◆ WHAT TO DO ◆
Reproduce the whole listing, character for character.

◆ SUPPLIED INFORMATION ◆

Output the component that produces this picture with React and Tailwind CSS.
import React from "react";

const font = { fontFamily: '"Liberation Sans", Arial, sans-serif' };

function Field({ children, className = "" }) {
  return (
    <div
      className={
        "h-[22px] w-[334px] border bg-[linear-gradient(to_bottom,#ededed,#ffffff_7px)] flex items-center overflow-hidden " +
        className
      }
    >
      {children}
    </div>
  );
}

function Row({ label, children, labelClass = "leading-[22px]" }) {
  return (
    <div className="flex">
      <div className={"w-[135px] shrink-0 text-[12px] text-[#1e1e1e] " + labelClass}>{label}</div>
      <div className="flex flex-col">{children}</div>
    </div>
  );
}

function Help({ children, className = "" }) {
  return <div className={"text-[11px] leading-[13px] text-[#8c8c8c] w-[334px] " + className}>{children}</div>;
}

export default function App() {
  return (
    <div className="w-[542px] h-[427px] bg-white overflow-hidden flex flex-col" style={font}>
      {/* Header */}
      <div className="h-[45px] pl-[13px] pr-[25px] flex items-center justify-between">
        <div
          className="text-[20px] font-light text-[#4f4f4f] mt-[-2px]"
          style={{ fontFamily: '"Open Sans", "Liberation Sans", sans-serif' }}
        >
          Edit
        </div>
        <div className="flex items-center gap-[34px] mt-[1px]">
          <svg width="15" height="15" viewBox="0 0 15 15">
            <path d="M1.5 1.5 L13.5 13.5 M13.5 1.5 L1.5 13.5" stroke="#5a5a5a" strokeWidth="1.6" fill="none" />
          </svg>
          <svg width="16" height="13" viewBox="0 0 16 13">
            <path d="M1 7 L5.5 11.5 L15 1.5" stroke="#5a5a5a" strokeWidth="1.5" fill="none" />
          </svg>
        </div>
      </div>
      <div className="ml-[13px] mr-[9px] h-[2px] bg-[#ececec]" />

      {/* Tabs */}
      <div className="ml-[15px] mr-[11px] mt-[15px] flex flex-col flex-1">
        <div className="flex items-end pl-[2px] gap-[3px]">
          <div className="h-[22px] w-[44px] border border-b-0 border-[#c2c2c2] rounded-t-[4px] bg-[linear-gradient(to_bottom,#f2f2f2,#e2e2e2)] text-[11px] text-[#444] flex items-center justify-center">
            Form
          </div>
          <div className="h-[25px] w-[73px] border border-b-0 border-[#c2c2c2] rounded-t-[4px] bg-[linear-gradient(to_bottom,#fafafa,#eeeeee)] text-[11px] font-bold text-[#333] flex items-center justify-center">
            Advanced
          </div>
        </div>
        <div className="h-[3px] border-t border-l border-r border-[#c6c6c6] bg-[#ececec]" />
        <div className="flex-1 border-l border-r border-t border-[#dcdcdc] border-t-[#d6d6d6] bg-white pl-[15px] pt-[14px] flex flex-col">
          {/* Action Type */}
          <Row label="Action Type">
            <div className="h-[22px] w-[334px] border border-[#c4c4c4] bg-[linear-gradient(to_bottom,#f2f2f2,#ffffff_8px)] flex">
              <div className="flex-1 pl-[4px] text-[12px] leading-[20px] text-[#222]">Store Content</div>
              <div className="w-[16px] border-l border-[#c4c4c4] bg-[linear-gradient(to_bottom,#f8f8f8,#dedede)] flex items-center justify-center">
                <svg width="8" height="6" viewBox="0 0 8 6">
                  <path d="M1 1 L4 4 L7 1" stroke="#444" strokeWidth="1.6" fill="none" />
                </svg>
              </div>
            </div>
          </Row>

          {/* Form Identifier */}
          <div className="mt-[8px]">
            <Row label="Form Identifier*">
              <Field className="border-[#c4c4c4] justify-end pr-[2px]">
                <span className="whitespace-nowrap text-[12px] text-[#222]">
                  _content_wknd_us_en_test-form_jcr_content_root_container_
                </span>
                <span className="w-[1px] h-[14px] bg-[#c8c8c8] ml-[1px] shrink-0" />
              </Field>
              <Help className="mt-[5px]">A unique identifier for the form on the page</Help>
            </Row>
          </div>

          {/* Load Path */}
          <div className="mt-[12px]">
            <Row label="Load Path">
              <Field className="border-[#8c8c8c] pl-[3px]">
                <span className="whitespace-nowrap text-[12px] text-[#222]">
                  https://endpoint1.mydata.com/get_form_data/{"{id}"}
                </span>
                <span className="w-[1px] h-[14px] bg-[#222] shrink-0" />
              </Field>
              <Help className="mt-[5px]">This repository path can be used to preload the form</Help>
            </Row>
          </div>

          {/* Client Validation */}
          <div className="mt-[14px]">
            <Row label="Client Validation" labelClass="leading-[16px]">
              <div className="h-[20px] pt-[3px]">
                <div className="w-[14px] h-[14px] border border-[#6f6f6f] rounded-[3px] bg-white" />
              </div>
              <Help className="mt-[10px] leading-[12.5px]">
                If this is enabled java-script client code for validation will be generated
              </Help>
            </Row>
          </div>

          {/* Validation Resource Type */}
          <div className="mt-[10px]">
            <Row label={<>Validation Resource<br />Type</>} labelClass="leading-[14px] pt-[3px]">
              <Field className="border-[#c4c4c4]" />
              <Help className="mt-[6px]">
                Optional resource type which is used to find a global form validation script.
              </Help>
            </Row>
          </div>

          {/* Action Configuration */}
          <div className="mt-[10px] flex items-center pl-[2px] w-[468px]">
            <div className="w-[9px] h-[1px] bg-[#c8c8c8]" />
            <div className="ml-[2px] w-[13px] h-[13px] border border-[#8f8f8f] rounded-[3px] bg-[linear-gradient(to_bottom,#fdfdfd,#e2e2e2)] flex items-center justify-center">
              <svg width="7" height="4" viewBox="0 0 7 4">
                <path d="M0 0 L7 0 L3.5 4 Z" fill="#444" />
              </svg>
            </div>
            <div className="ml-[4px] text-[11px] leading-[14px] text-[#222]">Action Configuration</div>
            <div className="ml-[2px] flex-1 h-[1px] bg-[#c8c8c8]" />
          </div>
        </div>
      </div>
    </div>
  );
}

◆ THE RESULT ◆
Output the component that produces this picture with React and Tailwind CSS.
import React from "react";

const font = { fontFamily: '"Liberation Sans", Arial, sans-serif' };

function Field({ children, className = "" }) {
  return (
    <div
      className={
        "h-[22px] w-[334px] border bg-[linear-gradient(to_bottom,#ededed,#ffffff_7px)] flex items-center overflow-hidden " +
        className
      }
    >
      {children}
    </div>
  );
}

function Row({ label, children, labelClass = "leading-[22px]" }) {
  return (
    <div className="flex">
      <div className={"w-[135px] shrink-0 text-[12px] text-[#1e1e1e] " + labelClass}>{label}</div>
      <div className="flex flex-col">{children}</div>
    </div>
  );
}

function Help({ children, className = "" }) {
  return <div className={"text-[11px] leading-[13px] text-[#8c8c8c] w-[334px] " + className}>{children}</div>;
}

export default function App() {
  return (
    <div className="w-[542px] h-[427px] bg-white overflow-hidden flex flex-col" style={font}>
      {/* Header */}
      <div className="h-[45px] pl-[13px] pr-[25px] flex items-center justify-between">
        <div
          className="text-[20px] font-light text-[#4f4f4f] mt-[-2px]"
          style={{ fontFamily: '"Open Sans", "Liberation Sans", sans-serif' }}
        >
          Edit
        </div>
        <div className="flex items-center gap-[34px] mt-[1px]">
          <svg width="15" height="15" viewBox="0 0 15 15">
            <path d="M1.5 1.5 L13.5 13.5 M13.5 1.5 L1.5 13.5" stroke="#5a5a5a" strokeWidth="1.6" fill="none" />
          </svg>
          <svg width="16" height="13" viewBox="0 0 16 13">
            <path d="M1 7 L5.5 11.5 L15 1.5" stroke="#5a5a5a" strokeWidth="1.5" fill="none" />
          </svg>
        </div>
      </div>
      <div className="ml-[13px] mr-[9px] h-[2px] bg-[#ececec]" />

      {/* Tabs */}
      <div className="ml-[15px] mr-[11px] mt-[15px] flex flex-col flex-1">
        <div className="flex items-end pl-[2px] gap-[3px]">
          <div className="h-[22px] w-[44px] border border-b-0 border-[#c2c2c2] rounded-t-[4px] bg-[linear-gradient(to_bottom,#f2f2f2,#e2e2e2)] text-[11px] text-[#444] flex items-center justify-center">
            Form
          </div>
          <div className="h-[25px] w-[73px] border border-b-0 border-[#c2c2c2] rounded-t-[4px] bg-[linear-gradient(to_bottom,#fafafa,#eeeeee)] text-[11px] font-bold text-[#333] flex items-center justify-center">
            Advanced
          </div>
        </div>
        <div className="h-[3px] border-t border-l border-r border-[#c6c6c6] bg-[#ececec]" />
        <div className="flex-1 border-l border-r border-t border-[#dcdcdc] border-t-[#d6d6d6] bg-white pl-[15px] pt-[14px] flex flex-col">
          {/* Action Type */}
          <Row label="Action Type">
            <div className="h-[22px] w-[334px] border border-[#c4c4c4] bg-[linear-gradient(to_bottom,#f2f2f2,#ffffff_8px)] flex">
              <div className="flex-1 pl-[4px] text-[12px] leading-[20px] text-[#222]">Store Content</div>
              <div className="w-[16px] border-l border-[#c4c4c4] bg-[linear-gradient(to_bottom,#f8f8f8,#dedede)] flex items-center justify-center">
                <svg width="8" height="6" viewBox="0 0 8 6">
                  <path d="M1 1 L4 4 L7 1" stroke="#444" strokeWidth="1.6" fill="none" />
                </svg>
              </div>
            </div>
          </Row>

          {/* Form Identifier */}
          <div className="mt-[8px]">
            <Row label="Form Identifier*">
              <Field className="border-[#c4c4c4] justify-end pr-[2px]">
                <span className="whitespace-nowrap text-[12px] text-[#222]">
                  _content_wknd_us_en_test-form_jcr_content_root_container_
                </span>
                <span className="w-[1px] h-[14px] bg-[#c8c8c8] ml-[1px] shrink-0" />
              </Field>
              <Help className="mt-[5px]">A unique identifier for the form on the page</Help>
            </Row>
          </div>

          {/* Load Path */}
          <div className="mt-[12px]">
            <Row label="Load Path">
              <Field className="border-[#8c8c8c] pl-[3px]">
                <span className="whitespace-nowrap text-[12px] text-[#222]">
                  https://endpoint1.mydata.com/get_form_data/{"{id}"}
                </span>
                <span className="w-[1px] h-[14px] bg-[#222] shrink-0" />
              </Field>
              <Help className="mt-[5px]">This repository path can be used to preload the form</Help>
            </Row>
          </div>

          {/* Client Validation */}
          <div className="mt-[14px]">
            <Row label="Client Validation" labelClass="leading-[16px]">
              <div className="h-[20px] pt-[3px]">
                <div className="w-[14px] h-[14px] border border-[#6f6f6f] rounded-[3px] bg-white" />
              </div>
              <Help className="mt-[10px] leading-[12.5px]">
                If this is enabled java-script client code for validation will be generated
              </Help>
            </Row>
          </div>

          {/* Validation Resource Type */}
          <div className="mt-[10px]">
            <Row label={<>Validation Resource<br />Type</>} labelClass="leading-[14px] pt-[3px]">
              <Field className="border-[#c4c4c4]" />
              <Help className="mt-[6px]">
                Optional resource type which is used to find a global form validation script.
              </Help>
            </Row>
          </div>

          {/* Action Configuration */}
          <div className="mt-[10px] flex items-center pl-[2px] w-[468px]">
            <div className="w-[9px] h-[1px] bg-[#c8c8c8]" />
            <div className="ml-[2px] w-[13px] h-[13px] border border-[#8f8f8f] rounded-[3px] bg-[linear-gradient(to_bottom,#fdfdfd,#e2e2e2)] flex items-center justify-center">
              <svg width="7" height="4" viewBox="0 0 7 4">
                <path d="M0 0 L7 0 L3.5 4 Z" fill="#444" />
              </svg>
            </div>
            <div className="ml-[4px] text-[11px] leading-[14px] text-[#222]">Action Configuration</div>
            <div className="ml-[2px] flex-1 h-[1px] bg-[#c8c8c8]" />
          </div>
        </div>
      </div>
    </div>
  );
}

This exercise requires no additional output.